Es necesario estar loco como yo para juzgar preferible comunicarse entre extranjeros con espontaneidad, sin gastar un céntimo después de un aprendizaje de duración razonable. (Se necesitan CIENTO SESENTA Y SIETE horas para llegar en Esperanto a un nivel que exige en inglés MIL SETECIENTAS horas de estudio, lo que no es nada sorprendente si se consideran que el 80% al 90% de las dificultades de una lengua no incorporan nada a la comunicación). ¿Para qué demonios adoptar una solución tan sencilla, cuando es posible elegir una mucho más complicada, que por añadidura confiere a algunas lenguas un estatuto privilegiado, con todas las consecuencias económicas y políticas que ello lleva consigo?
Nosotros, los locos, estamos todos sobre el mismo pie, con su acento extranjero cada uno, cada uno utilizando una lengua que no es la de su país.
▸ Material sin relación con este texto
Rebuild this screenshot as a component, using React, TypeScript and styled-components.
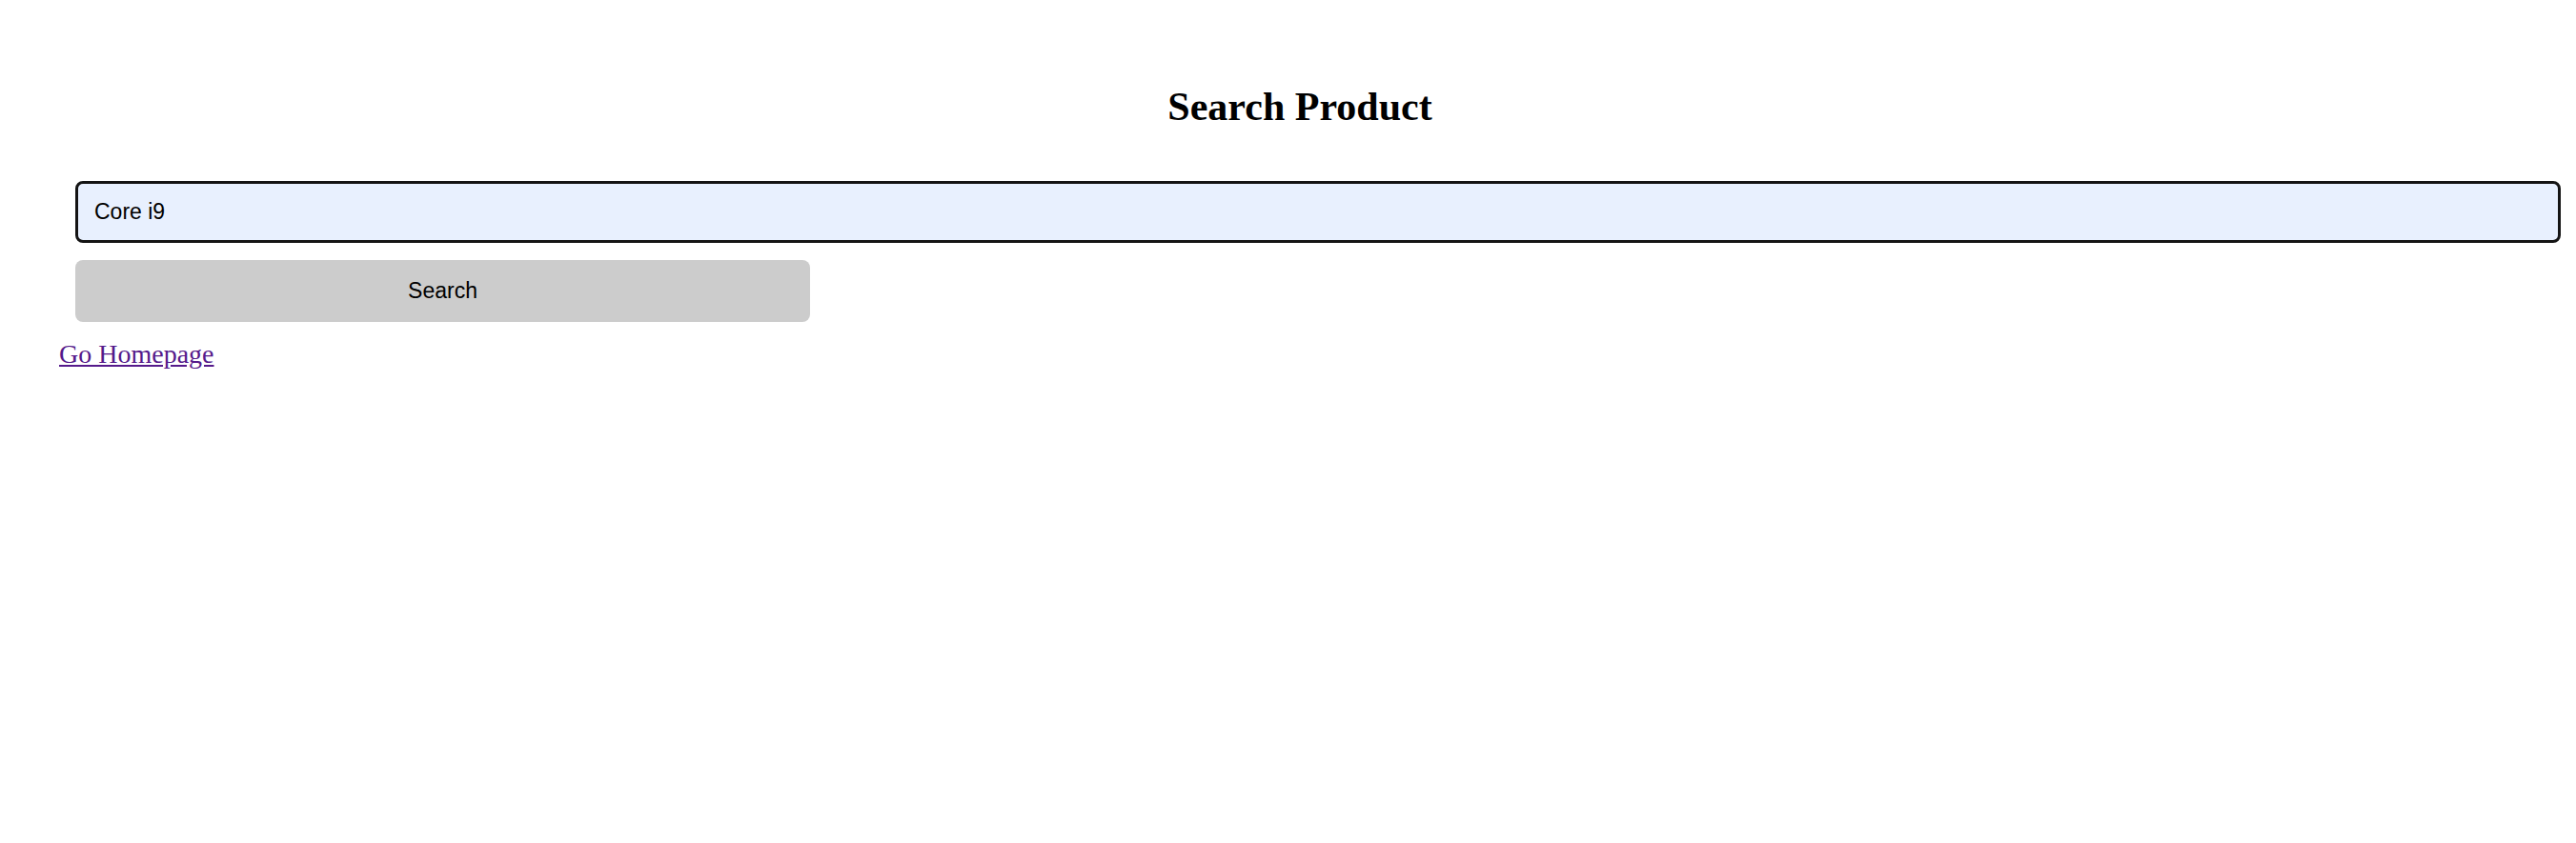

Entre los sanos de espíritu, el delegado noruego o finés, el húngaro y el mongol, el griego y el portugués hablan una lengua extranjera, mientras que el inglés, el americano, el francés, el ruso, utilizan su propio idioma. ¡Qué ventaja sobre los otros! ¡Qué arma temible en los debates donde el ridículo es tan importante!
Un día, en mi delirio, relaté la experiencia vivida por mí, francófono impenitente: en Bélgica, los únicos flamencos con quienes no experimento ninguna molestia en la comunicación, ni lingüística ni psicológica, son aquellos con quienes hablo en Esperanto. Las personas normales que me rodeaban sacudieron la cabeza con piedad. Sabía lo que ellos pensaban: ¡Pobre individuo! Es buena persona, pero... ¡Qué idea extravagante la mía! Pero mi delirio no me impide comprenderles. Les oigo gritar: ¡Derecho del suelo! ¡Derecho de la mayoría! Y veo cerrarse los puños, contraerse los rostros, y tales candidaturas eliminadas de oficio...
Hay que estar loco para proponer como solución una lengua artificial, como dicen las gentes de espíritu sano. Es cierto que ella es artificial. Cuando bromeamos cinco de cinco países diferentes alrededor de un simpático chato de vino, basta vernos y oír la rapidez de nuestra facundia para comprender cuán chiflados estamos en nuestra artificialidad. Mientras que con sus hilos, sus micrófonos, sus botones sectores y sus decenas de traductores que se afanan durante toda una noche entre bastidores para que los documentos salgan en todas las lenguas de trabajo para la sesión de la mañana, la gente sana de espíritu ha encontrado la solución natural. El micro, la cabina de intérpretes, los auriculares: he ahí a la naturaleza. ¿La boca y los oídos sin intermediarios! ¡Qué horror! ¿Está usted loco?
¡Estoy loco! Veo muy bien sus sonrisas. Ustedes son atentos, gracias. Pero no traten de convencerme. Hace demasiado tiempo que eso dura. Me temo que mi caso sea desesperado.